HelmCluster + Autoscaling doesnt seem to scale the workers

I have Deployed Dask Kubernetes Operator, DaskCluster and DaskAutoscaler. What I understand from documentation, the autoscaler polls scheduler for number of worker requirement and spawns the workers. I dont see the workers scaled and DaskCluster continues with the one worker in cluster as a long running job. When I see operator logs I dont see any messages related autoscaling when the Job is run.

This is a permanent running cluster, so client only submit the job to already running scheduler address and not create the cluster. Where can I look what is going on.

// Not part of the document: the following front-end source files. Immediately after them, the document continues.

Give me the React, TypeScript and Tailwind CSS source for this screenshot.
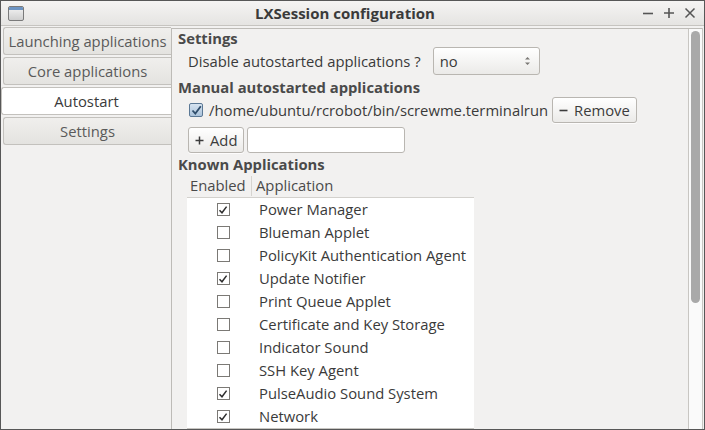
import React from 'react';

const FONT = { fontFamily: '"Open Sans", "Noto Sans", "DejaVu Sans", sans-serif' };

const apps: { name: string; on: boolean }[] = [
  { name: 'Power Manager', on: true },
  { name: 'Blueman Applet', on: false },
  { name: 'PolicyKit Authentication Agent', on: false },
  { name: 'Update Notifier', on: true },
  { name: 'Print Queue Applet', on: false },
  { name: 'Certificate and Key Storage', on: false },
  { name: 'Indicator Sound', on: false },
  { name: 'SSH Key Agent', on: false },
  { name: 'PulseAudio Sound System', on: true },
  { name: 'Network', on: true },
];

const tabs = ['Launching applications', 'Core applications', 'Autostart', 'Settings'];

function Check({ on }: { on: boolean }) {
  return (
    <div className="w-[13px] h-[13px] border border-[#7b7975] bg-white flex items-center justify-center">
      {on && (
        <svg width="10" height="10" viewBox="0 0 10 10">
          <path d="M1.5 5.2 L4 7.8 L8.6 1.6" fill="none" stroke="#2e2e2e" strokeWidth="1.5" />
        </svg>
      )}
    </div>
  );
}

function Btn({ children }: { children: React.ReactNode }) {
  return (
    <div className="h-[26px] px-[6px] flex items-center gap-[6px] rounded-[3px] border border-[#b9b6b1] bg-gradient-to-b from-white to-[#ebeae8] shadow-[0_1px_0_rgba(255,255,255,0.8)] text-[#3c3c3c]">
      {children}
    </div>
  );
}

export default function App() {
  return (
    <div
      className="w-[705px] h-[430px] border border-[#575757] bg-[#f2f1f0] flex flex-col overflow-hidden text-[14.8px] text-[#3a3a3a]"
      style={FONT}
    >
      {/* title bar */}
      <div className="h-[25px] shrink-0 relative flex items-center bg-gradient-to-b from-[#f5f4f3] to-[#e5e4e2] border-b border-[#c6c4c0]">
        <div className="ml-[7px] w-[16px] h-[15px] rounded-[2px] border border-[#7a7a7a] bg-gradient-to-b from-[#f4f4f4] to-[#cfcfcf] overflow-hidden">
          <div className="h-[3px] bg-[#6d95c4]" />
        </div>
        <div className="absolute inset-0 pr-[15px] flex items-center justify-center font-bold text-[15px] text-[#3a3a3a] pointer-events-none">
          LXSession configuration
        </div>
        <div className="ml-auto mr-[8px] flex items-center gap-[9px]">
          <svg width="12" height="12" viewBox="0 0 12 12">
            <path d="M1 6.5 H11" stroke="#555" strokeWidth="1.6" />
          </svg>
          <svg width="12" height="12" viewBox="0 0 12 12">
            <path d="M1 6 H11 M6 1 V11" stroke="#555" strokeWidth="1.6" />
          </svg>
          <svg width="12" height="12" viewBox="0 0 12 12">
            <path d="M1.5 1.5 L10.5 10.5 M10.5 1.5 L1.5 10.5" stroke="#555" strokeWidth="1.5" />
          </svg>
        </div>
      </div>

      <div className="flex-1 flex min-h-0">
        {/* sidebar tabs */}
        <div className="w-[170px] shrink-0 pt-[1px] flex flex-col gap-[2px]">
          {tabs.map((t) =>
            t === 'Autostart' ? (
              <div
                key={t}
                className="h-[28px] border border-[#c3c1bd] border-r-0 rounded-l-[3px] bg-white flex items-center justify-center text-[#3a3a3a]"
              >
                {t}
              </div>
            ) : (
              <div
                key={t}
                className="h-[28px] ml-[2px] border border-[#c3c1bd] border-r-0 rounded-l-[3px] bg-gradient-to-b from-[#f0efed] to-[#e4e3e0] flex items-center justify-center text-[#5a5a5a]"
              >
                {t}
              </div>
            ),
          )}
        </div>

        {/* content panel */}
        <div className="flex-1 mt-[2px] border-l border-t border-[#bdbbb7] flex min-w-0">
          <div className="flex-1 min-w-0 flex flex-col pl-[6px]">
            <div className="h-[18px] flex items-center font-bold text-[#4a4a4a]">Settings</div>
            <div className="flex items-center pl-[10px] h-[28px]">
              <span>Disable autostarted applications ?</span>
              <div className="ml-[12px] w-[107px] h-[28px] rounded-[3px] border border-[#b9b6b1] bg-gradient-to-b from-white to-[#ebeae8] flex items-center pl-[6px] pr-[8px]">
                <span>no</span>
                <svg className="ml-auto" width="7" height="12" viewBox="0 0 7 12">
                  <path d="M1 4.5 L3.5 2 L6 4.5 Z M1 7.5 L3.5 10 L6 7.5 Z" fill="#7a7875" />
                </svg>
              </div>
            </div>
            <div className="h-[19px] mt-[3px] flex items-center font-bold text-[#4a4a4a]">
              Manual autostarted applications
            </div>
            <div className="flex items-center pl-[11px] h-[26px]">
              <div className="w-[14px] h-[14px] rounded-[2px] border border-[#5b7895] bg-gradient-to-b from-[#d6e3f0] to-[#aac2da] flex items-center justify-center">
                <svg width="11" height="11" viewBox="0 0 11 11">
                  <path d="M1.5 5.5 L4.3 8.6 L9.8 1.2" fill="none" stroke="#2f4d6b" strokeWidth="1.8" />
                </svg>
              </div>
              <span className="ml-[6px]">/home/ubuntu/rcrobot/bin/screwme.terminalrun</span>
              <div className="ml-[4px]">
                <Btn>
                  <svg width="9" height="9" viewBox="0 0 9 9">
                    <path d="M0.5 4.5 H8.5" stroke="#3c3c3c" strokeWidth="1.6" />
                  </svg>
                  <span>Remove</span>
                </Btn>
              </div>
            </div>
            <div className="flex items-center pl-[10px] mt-[4px] gap-[3px]">
              <Btn>
                <svg width="9" height="9" viewBox="0 0 9 9">
                  <path d="M0.5 4.5 H8.5 M4.5 0.5 V8.5" stroke="#3c3c3c" strokeWidth="1.5" />
                </svg>
                <span>Add</span>
              </Btn>
              <div className="w-[158px] h-[26px] rounded-[3px] border border-[#b9b6b1] bg-white" />
            </div>
            <div className="h-[20px] mt-[1px] flex items-center font-bold text-[#4a4a4a]">Known Applications</div>

            {/* tree view */}
            <div className="ml-[9px] w-[287px] flex-1 flex flex-col min-h-0">
              <div className="h-[24px] shrink-0 flex items-center border-b border-[#d3d1cd] text-[#4a4a4a]">
                <div className="w-[65px] pl-[3px] h-[20px] flex items-center border-r border-[#d6d4d0]">Enabled</div>
                <div className="pl-[4px]">Application</div>
              </div>
              <div className="flex-1 bg-white overflow-hidden border-b border-[#c8c6c2]">
                {apps.map((a) => (
                  <div key={a.name} className="h-[23px] flex items-center">
                    <div className="w-[72px] flex justify-center">
                      <Check on={a.on} />
                    </div>
                    <span>{a.name}</span>
                  </div>
                ))}
              </div>
            </div>
          </div>

          {/* scrollbar */}
          <div className="w-[14px] shrink-0 border-l border-[#c8c6c2] bg-[#fafafa] pt-[2px] flex justify-center">
            <div className="w-[9px] h-[272px] rounded-[5px] bg-[#a9a9a9]" />
          </div>
        </div>
        <div className="w-[2px] shrink-0 border-l border-[#c8c6c2] mt-[2px]" />
      </div>
    </div>
  );
}
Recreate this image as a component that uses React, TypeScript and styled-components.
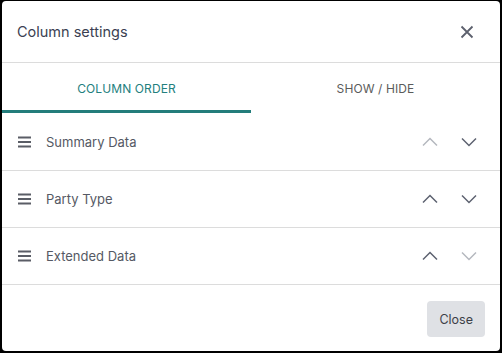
import React, { useState } from 'react';
import styled, { createGlobalStyle } from 'styled-components';

const GlobalStyle = createGlobalStyle`
  html, body {
    margin: 0;
    padding: 0;
    background: #000;
    height: 353px;
    overflow: hidden;
  }
  body {
    padding: 1px 2px 2px 2px;
    box-sizing: border-box;
    font-family: Inter, "Liberation Sans", sans-serif;
  }
`;

const Dialog = styled.div`
  width: 498px;
  height: 350px;
  background: #fff;
  border-radius: 4px;
  display: flex;
  flex-direction: column;
  overflow: hidden;
`;

const Header = styled.div`
  height: 61px;
  border-bottom: 1px solid #dcdcdc;
  display: flex;
  align-items: center;
  justify-content: space-between;
  padding: 0 26px 0 15px;
`;

const Title = styled.h2`
  margin: 0;
  font-size: 14.5px;
  font-weight: 400;
  color: #3b3f52;
`;

const IconButton = styled.button`
  border: none;
  background: none;
  padding: 0;
  display: flex;
  cursor: pointer;
`;

const Tabs = styled.div`
  display: grid;
  grid-template-columns: 1fr 1fr;
  margin-bottom: 1px;
`;

const Tab = styled.button<{ $active?: boolean }>`
  height: 50px;
  border: none;
  background: none;
  padding: 4px 0 0;
  font-family: inherit;
  font-size: 12px;
  letter-spacing: 0.1px;
  color: ${p => (p.$active ? '#23807e' : '#5b5b5b')};
  border-bottom: 3px solid ${p => (p.$active ? '#237d7b' : 'transparent')};
  cursor: pointer;
`;

const List = styled.ul`
  list-style: none;
  margin: 0;
  padding: 0;
`;

const Row = styled.li`
  height: 56px;
  border-bottom: 1px solid #dcdcdc;
  display: flex;
  align-items: center;
  padding: 0 22px 0 15px;
`;

const Label = styled.span`
  flex: 1;
  margin-left: 14px;
  font-size: 13px;
  color: #555964;
`;

const Arrows = styled.div`
  display: flex;
  gap: 21px;
`;

const ArrowButton = styled.button<{ $disabled?: boolean }>`
  border: none;
  background: none;
  padding: 0;
  display: flex;
  color: ${p => (p.$disabled ? '#b5b8bf' : '#5d6270')};
  cursor: ${p => (p.$disabled ? 'default' : 'pointer')};
`;

const Footer = styled.div`
  flex: 1;
  display: flex;
  align-items: center;
  justify-content: flex-end;
  padding: 2px 15px 0;
`;

const CloseButton = styled.button`
  height: 36px;
  padding: 0 12px;
  border: none;
  border-radius: 4px;
  background: #dfe1e5;
  color: #3c3f48;
  font-family: inherit;
  font-size: 12.5px;
  cursor: pointer;
`;

const DragIcon = () => (
  <svg width="15" height="14" viewBox="0 0 15 14">
    <path d="M1 2.5h13M1 7h13M1 11.5h13" stroke="#5a5d66" strokeWidth="1.8" />
  </svg>
);

const Chevron = ({ up }: { up?: boolean }) => (
  <svg width="18" height="18" viewBox="0 0 18 18">
    <polyline
      points={up ? '2,12.5 9,5.5 16,12.5' : '2,5.5 9,12.5 16,5.5'}
      fill="none"
      stroke="currentColor"
      strokeWidth="1.5"
    />
  </svg>
);

const columns = ['Summary Data', 'Party Type', 'Extended Data'];

export default function App() {
  const [tab, setTab] = useState(0);
  const [items, setItems] = useState(columns);

  const move = (i: number, d: number) => {
    const j = i + d;
    if (j < 0 || j >= items.length) return;
    const next = [...items];
    [next[i], next[j]] = [next[j], next[i]];
    setItems(next);
  };

  return (
    <>
      <GlobalStyle />
      <Dialog>
        <Header>
          <Title>Column settings</Title>
          <IconButton>
            <svg width="14" height="14" viewBox="0 0 14 14">
              <path d="M1.5 1.5l11 11M12.5 1.5l-11 11" stroke="#5c606d" strokeWidth="1.8" />
            </svg>
          </IconButton>
        </Header>
        <Tabs>
          <Tab $active={tab === 0} onClick={() => setTab(0)}>COLUMN ORDER</Tab>
          <Tab $active={tab === 1} onClick={() => setTab(1)}>SHOW / HIDE</Tab>
        </Tabs>
        <List>
          {items.map((name, i) => (
            <Row key={name}>
              <DragIcon />
              <Label>{name}</Label>
              <Arrows>
                <ArrowButton $disabled={i === 0} onClick={() => move(i, -1)}>
                  <Chevron up />
                </ArrowButton>
                <ArrowButton $disabled={i === items.length - 1} onClick={() => move(i, 1)}>
                  <Chevron />
                </ArrowButton>
              </Arrows>
            </Row>
          ))}
        </List>
        <Footer>
          <CloseButton>Close</CloseButton>
        </Footer>
      </Dialog>
    </>
  );
}
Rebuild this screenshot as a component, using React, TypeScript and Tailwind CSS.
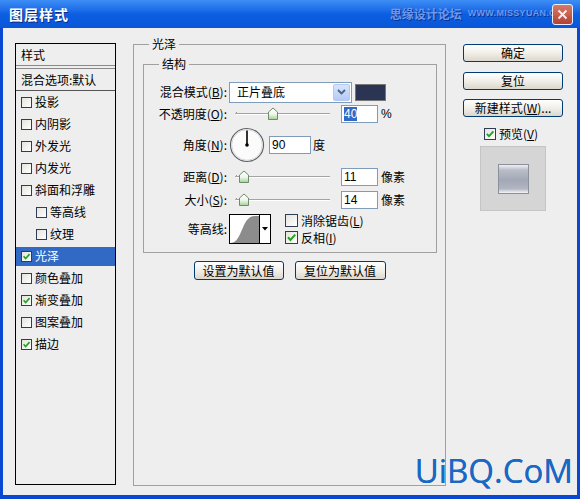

Hi @avpaap, welcome to Dask community!

Would you be able to share your configuration and the commands you used to create the cluster? You are talking about Helm cluster on the title, but dask-kubernetes in the post, what are you using?

cc @jacobtomlinson

Can you share the events from the DaskCluster and DaskAutoscaler objects?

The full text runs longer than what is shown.